SOME CHANGES I WOULD DO TO OUR FOOD AND WINE TOUR OF ITALY.
I loved the food and wine tour that we did in Italy. It is certainly among the most beautiful holidays I have done!
But in hindsight, maybe there are some small changes I would make to my itinerary to improve it. Here they are:
1. THE TIMING. OCTOBER IS BETTER THAN JUNE.
We traveled in June, thinking it wouldn’t be that hot. “Big mistake!” as Julia Roberts would say to those nasty ladies who didn’t want to sell the fancy clothes to her. The heat was unbearable; the everyday-40-degrees-temperature made the whole tour very challenging.
So maybe I would do it in late September if not October. True, days are shorter, but a few degrees less would definitely make the tour much easier. Besides, in Alba you can also find truffles!
2. THE DIRECTION OF THE TOUR. THE SOUTH FIRST.
These changes apply if the tour is done in June. In this case I would have driven in the opposite direction because the South gets warmer and warmer as the summer days pass by!
I had seriously underestimated the hot factor. The last few days on the Amalfi Coast I believed I could… fry!
3. FRANCIACORTA IS BETTER THAN BERGAMO.
Nothing personal with Bergamo, God forbid! But since this is a food and wine tour, maybe I would have replaced the Brescia and Bergamo part with some remote village in Franciacorta, possibly on the shores of the beautiful Lake Iseo (the southern part of the lake, otherwise we are no longer in Franciacorta ).
I show you the map downloaded from Wikipedia so that you can take a look at the towns that are part of Franciacorta.
CONCLUSIONS ON OUR FOOD AND WINE TOUR OF ITALY.
These are just some small changes that can probably make the tour a little more enjoyable. But it was still a wonderful journey, despite the heat, the sweat and the fatigue.
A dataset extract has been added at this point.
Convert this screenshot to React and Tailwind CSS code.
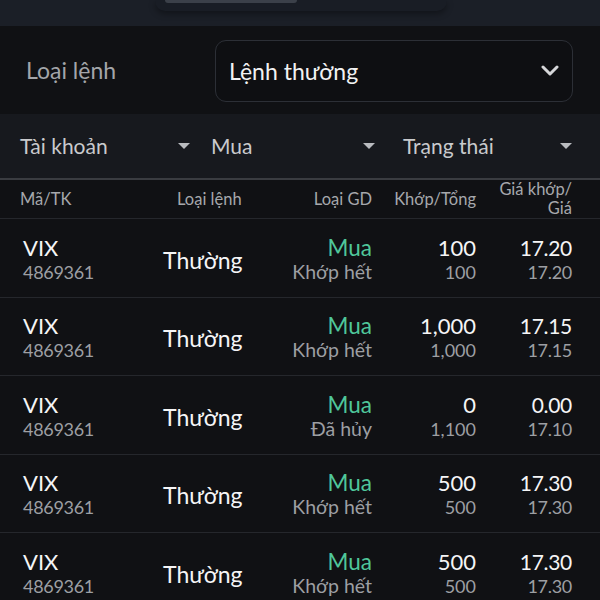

You can’t go wrong, any stop you decide to do on a food and wine tour in Italy will still be the right choice. Italy is an extraordinary country, the food is excellent everywhere, the wines are all amazing, and there are plenty of fantastic towns and villages.
You can’t wait to go, right? So I say bye with a toast, to you and to this unique and wonderful country that is Italy!